Dans ce contexte, les censures sur la base de l’article 45 ne sont pas toujours compréhensibles, quand elles ne semblent pas arbitraires. Comme le notent Guy Carcassonne et Marc Guillaume, le Conseil constitutionnel a ainsi censuré 36 cavaliers dans la loi du 27 janvier 2017 relative à l’égalité et à la citoyenneté qui comportait initialement 41 articles et, après son adoption et avant son examen au Conseil, 224. Il en a été de même avec la censure de 19 cavaliers de la loi "Logement" du 23 novembre 2018 qui comprenait 65 articles dans le projet initial du gouvernement et 234 au terme de la procédure parlementaire, ou avec la censure de 25 cavaliers dans la loi d’accélération et de simplification de l’action publique qui était passée de 50 à 175 articles.

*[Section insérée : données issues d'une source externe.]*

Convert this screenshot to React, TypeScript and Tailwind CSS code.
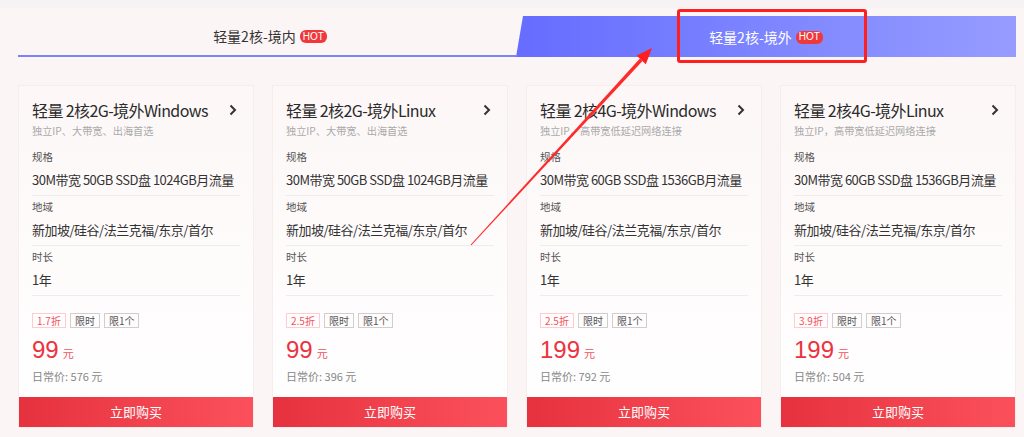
import React from "react";

type Plan = {
  title: string;
  sub: string;
  spec: string;
  discount: string;
  price: string;
  normal: string;
};

const plans: Plan[] = [
  {
    title: "轻量 2核2G-境外Windows",
    sub: "独立IP、大带宽、出海首选",
    spec: "30M带宽 50GB SSD盘 1024GB月流量",
    discount: "1.7折",
    price: "99",
    normal: "576",
  },
  {
    title: "轻量 2核2G-境外Linux",
    sub: "独立IP、大带宽、出海首选",
    spec: "30M带宽 50GB SSD盘 1024GB月流量",
    discount: "2.5折",
    price: "99",
    normal: "396",
  },
  {
    title: "轻量 2核4G-境外Windows",
    sub: "独立IP，高带宽低延迟网络连接",
    spec: "30M带宽 60GB SSD盘 1536GB月流量",
    discount: "2.5折",
    price: "199",
    normal: "792",
  },
  {
    title: "轻量 2核4G-境外Linux",
    sub: "独立IP，高带宽低延迟网络连接",
    spec: "30M带宽 60GB SSD盘 1536GB月流量",
    discount: "3.9折",
    price: "199",
    normal: "504",
  },
];

function Hot() {
  return (
    <span className="ml-[4px] inline-flex h-[13px] items-center rounded-[6px] bg-[#f0383c] px-[3px] text-[10px] leading-none text-white [font-family:'Liberation_Sans',sans-serif]">
      HOT
    </span>
  );
}

function Section({ label, value }: { label: string; value: string }) {
  return (
    <div className="border-b border-[#ededed] pt-[3px] pb-[5px]">
      <div className="text-[10.5px] leading-[16px] text-[#555]">{label}</div>
      <div className="mt-[5px] whitespace-nowrap text-[13px] leading-[20px] tracking-[-0.5px] text-[#333]">{value}</div>
    </div>
  );
}

function Card({ p }: { p: Plan }) {
  return (
    <div className="flex w-[236px] flex-col border border-[#f6eded] bg-gradient-to-b from-[#fdf7f7] to-white">
      <div className="px-[13px] pt-[13px] pb-[13px]">
        <div className="flex items-center justify-between">
          <div className="whitespace-nowrap text-[16px] leading-[22px] tracking-[-0.6px] text-[#2b2b2b]">{p.title}</div>
          <svg width="8" height="12" viewBox="0 0 8 12" className="mr-[3px]">
            <polyline points="1.5,1.5 6,6 1.5,10.5" fill="none" stroke="#333" strokeWidth="2" />
          </svg>
        </div>
        <div className="mt-[2px] whitespace-nowrap text-[10.2px] leading-[16px] text-[#aaa]">{p.sub}</div>
        <div className="mt-[7px]">
          <Section label="规格" value={p.spec} />
          <Section label="地域" value="新加坡/硅谷/法兰克福/东京/首尔" />
          <Section label="时长" value="1年" />
        </div>
        <div className="mt-[17px] flex gap-[4px]">
          <span className="flex h-[15px] items-center border border-[#ffcdd0] px-[4px] text-[10px] text-[#f2535e]">
            {p.discount}
          </span>
          <span className="flex h-[15px] items-center border border-[#cfcfcf] px-[4px] text-[10px] text-[#555]">
            限时
          </span>
          <span className="flex h-[15px] items-center border border-[#cfcfcf] px-[4px] text-[10px] text-[#555]">
            限1个
          </span>
        </div>
        <div className="mt-[8px] flex h-[28px] items-baseline">
          <span className="text-[24px] leading-[28px] text-[#ec3340] [font-family:'Liberation_Sans',sans-serif]">{p.price}</span>
          <span className="ml-[4px] text-[11px] text-[#f0505b]">元</span>
        </div>
        <div className="mt-[4px] text-[11px] leading-[16px] text-[#888]">日常价: {p.normal} 元</div>
      </div>
      <button className="h-[30px] w-full bg-gradient-to-r from-[#e6313e] to-[#fb505c] text-[13px] text-white">
        立即购买
      </button>
    </div>
  );
}

export default function App() {
  return (
    <div className="relative h-[437px] w-[1024px] overflow-hidden bg-[#fcf5f5] [font-family:'Noto_Sans_CJK_SC','Noto_Sans',sans-serif]">
      <div className="h-[8px] bg-[#f7f3f4]" />
      <div className="ml-[18px] w-[998px]">
        <div className="mt-[8px] flex h-[41px]">
          <div className="flex flex-1 items-center justify-center border-b-2 border-[#7c82f8] pt-[2px] pl-[6px]">
            <span className="text-[14px] text-[#333]">轻量2核-境内</span>
            <Hot />
          </div>
          <div className="flex w-[500px] items-center justify-center bg-gradient-to-r from-[#666cff] to-[#969cff] pt-[1px] [clip-path:polygon(7px_0,100%_0,100%_100%,0_100%)]">
            <span className="text-[14px] text-white">轻量2核-境外</span>
            <Hot />
          </div>
        </div>
        <div className="mt-[28px] flex gap-[18px]">
          {plans.map((p, i) => (
            <Card key={i} p={p} />
          ))}
        </div>
      </div>

      <div className="pointer-events-none absolute left-[677px] top-[9px] h-[54px] w-[190px] rounded-[3px] border-[3px] border-[#ff1f1f]" />
      <svg className="pointer-events-none absolute left-0 top-0" width="1024" height="437" viewBox="0 0 1024 437">
        <polygon points="471.4,245.3 470.6,244.7 639.9,58.6 642.5,61.0" fill="#ff2a2a" />
        <polygon points="652,48 645.8,64.2 636.6,55.6" fill="#ff1f1f" />
      </svg>
    </div>
  );
}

Présidentialisation excessive

Pour toutes ces raisons, la décision rendue par le CC sur la loi immigration n’est pas forcément surprenante. Le gouvernement, de son côté, a bien anticipé l’attitude du CC, puisque dans sa saisine, il a invité assez clairement le CC à se fonder sur l’article 45, écrivant qu’il "s’en remet à la sagesse du CC quant au respect par le législateur du premier alinéa de l’article 45 de la Constitution". Dans ce contexte, soit Les Républicains n’ont pas pris toute la mesure de l’évolution de la jurisprudence, et se retrouvent pris au piège d’une disposition qu’ils ont eux-mêmes défendue par le passé, soit le président de la Commission des lois du Sénat a laissé passer des amendements qui auraient été irrecevables en temps normal, laissant le CC faire le travail.

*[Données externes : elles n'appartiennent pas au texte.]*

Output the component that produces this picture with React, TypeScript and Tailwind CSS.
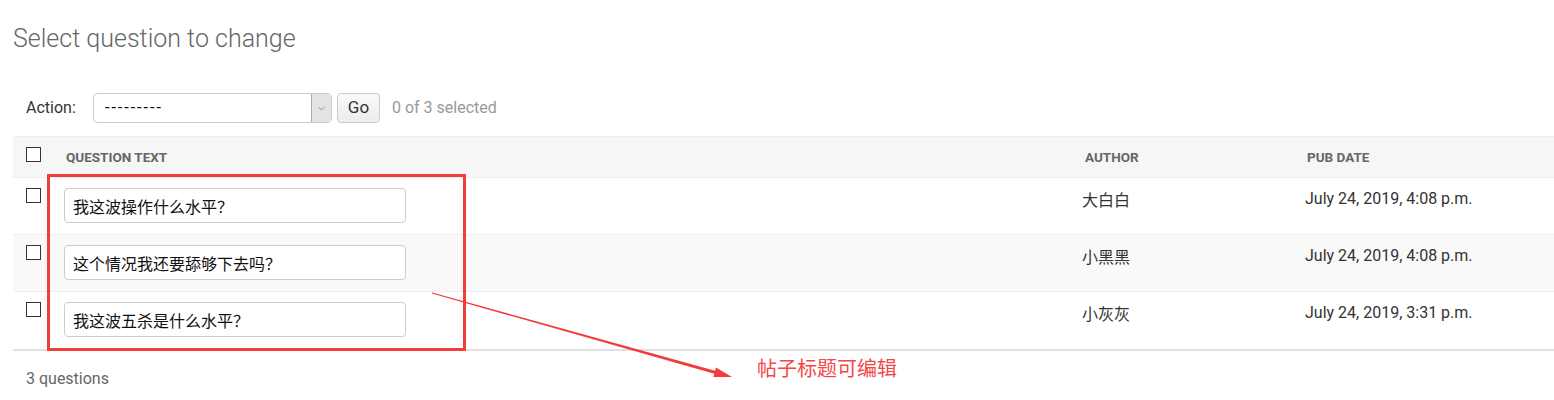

Ces observations suggèrent que notre régime politique paie le prix d’une présidentialisation excessive, laquelle alimente à son tour la juridicisation des débats. Il n’est pas interdit de penser que certains de ceux qui, au sein de la droite, ont défendu la révision de l’article 45 en 2008, avaient pour ambition d’asseoir plus encore le pouvoir gouvernemental, lequel n’est jamais loin, dans notre pays, du présidentiel. Mais à l’époque, la droite était majoritaire et persuadée de n’être jamais détrônée. Ce faisant, cette révision n’a pas tant offert davantage de pouvoir à l’exécutif qu’au CC lequel, comme toute institution autonome, se saisit des possibilités qu’on lui octroie. Or s’il est excessif de prétendre que les juges du CC font intentionnellement de la politique, il se trouve qu’inévitablement, en s’accordant le droit de censurer sur la forme de cette manière des articles de loi portant sur un sujet aussi crucial que l’immigration, ils en font malgré eux. Résultat, l’instance représentative par excellence, celle à laquelle le peuple délègue son pouvoir, le Parlement, reste sans voix, ce qui alimente l'impression, tout comme la réalité, d'une impuissance publique.

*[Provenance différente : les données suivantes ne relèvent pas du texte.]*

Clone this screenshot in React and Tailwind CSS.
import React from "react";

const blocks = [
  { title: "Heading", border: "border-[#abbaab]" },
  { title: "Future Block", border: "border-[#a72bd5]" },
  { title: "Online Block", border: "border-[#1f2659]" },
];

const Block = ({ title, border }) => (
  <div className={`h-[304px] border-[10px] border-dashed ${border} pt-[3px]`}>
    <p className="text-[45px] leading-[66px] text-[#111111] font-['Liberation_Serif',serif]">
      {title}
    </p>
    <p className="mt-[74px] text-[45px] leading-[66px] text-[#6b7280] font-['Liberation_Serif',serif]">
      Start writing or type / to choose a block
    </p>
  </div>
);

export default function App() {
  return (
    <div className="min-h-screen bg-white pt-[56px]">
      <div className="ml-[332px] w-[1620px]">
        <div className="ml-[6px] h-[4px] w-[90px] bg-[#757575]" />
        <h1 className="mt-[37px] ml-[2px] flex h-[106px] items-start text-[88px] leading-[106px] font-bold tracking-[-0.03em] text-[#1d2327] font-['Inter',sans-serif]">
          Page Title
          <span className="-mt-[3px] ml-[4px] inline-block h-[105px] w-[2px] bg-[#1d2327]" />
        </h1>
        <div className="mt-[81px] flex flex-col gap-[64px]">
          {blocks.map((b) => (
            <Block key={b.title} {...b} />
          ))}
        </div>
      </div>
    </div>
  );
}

Tout l’enjeu actuel réside de ce fait dans le rééquilibrage des pouvoirs en faveur du Parlement. En l’espèce, celui-ci souffre de deux principaux handicaps. D’abord, sa faiblesse intrinsèque face à l'exécutif. Les propositions de lois à l’initiative de parlementaires, dans une Ve République présidentialisée, sont peu nombreuses et aboutissent rarement. Des propositions de lois portant sur l’immigration devraient voir le jour au Sénat à partir des mesures censurées. Mais pour être discutées, elles devront être inscrites à l’ordre du jour, ce dernier dépendant dans les faits des priorités du gouvernement.

Empêcher les Sages de faire de la politique

Ensuite, le Parlement peut être contrecarré par le CC mais celui-ci n’est, dans les faits, contrecarré par aucune autre instance. Dans les dernières décennies, l'État de droit au sens strict, c’est-à-dire un État dans lequel la puissance publique est soumise aux règles de droit, s’est vu renforcé via l’accroissement du contrôle de constitutionnalité et de conventionnalité. Mais cela s’est fait au détriment de l’équilibre des pouvoirs nationaux. Or cet équilibre propre aux démocraties libérales, qui organise les relations entre le "peuple", le "pouvoir" et le "droit", relève de l’Etat de droit au sens large. Comme l’expliquait le philosophe Pierre-Henri Tavoillot dans nos pages, "la démocratie a trois piliers : le peuple, le droit et l’Etat. Il faut qu’ils se maintiennent dans une situation d’équilibre sans que l’un ne prenne le pas sur les deux autres. Quand le droit prend le pas sur les deux autres, on obtient une nomocratie - c’est ce qui se passe notamment au niveau européen. Quand c’est le peuple, on aboutit au populisme. Quand c’est l’Etat, à l’illibéralisme."

On cite souvent Montesquieu, à raison, pour faire l'éloge des contre-pouvoirs en général et de celui du droit en particulier : "C’est une expérience éternelle, que tout homme qui a du pouvoir est porté à en abuser ; il va jusqu’à ce qu’il trouve des limites. Qui le dirait ! La vertu même a besoin de limites. Pour qu’on ne puisse abuser du pouvoir, il faut que, par la disposition des choses, le pouvoir arrête le pouvoir." Ce raisonnement vaut donc tout autant pour les contre-pouvoirs dont l'importance s'accroît, en l’espèce pour le CC, lequel n'agit pas toujours comme un contre-pouvoir mais aussi comme un nouveau pouvoir, et mérite pour cette raison d'être limité. Plus largement, c'est au nom de l'Etat de droit au sens large qu'il faut pouvoir encadrer l'Etat de droit au sens strict.

Pour redonner du souffle à la loi dans la pratique, on pourrait, comme le suggérait de façon pertinente un rapport publié par GenerationLibre, octroyer au Parlement une plus grande maîtrise de l’ordre du jour, ce qui permettrait aux propositions de lois des parlementaires d'avoir plus de chances d'être examinées et adoptées. Quant à l’ascendant du CC, il faudrait, puisqu’il est inédit dans notre histoire, y opposer un contre-pouvoir qui reste à inventer, lequel, tout en conservant les avancées récentes et louables de l’Etat de droit, empêcherait les Sages de faire, malgré eux, de la politique.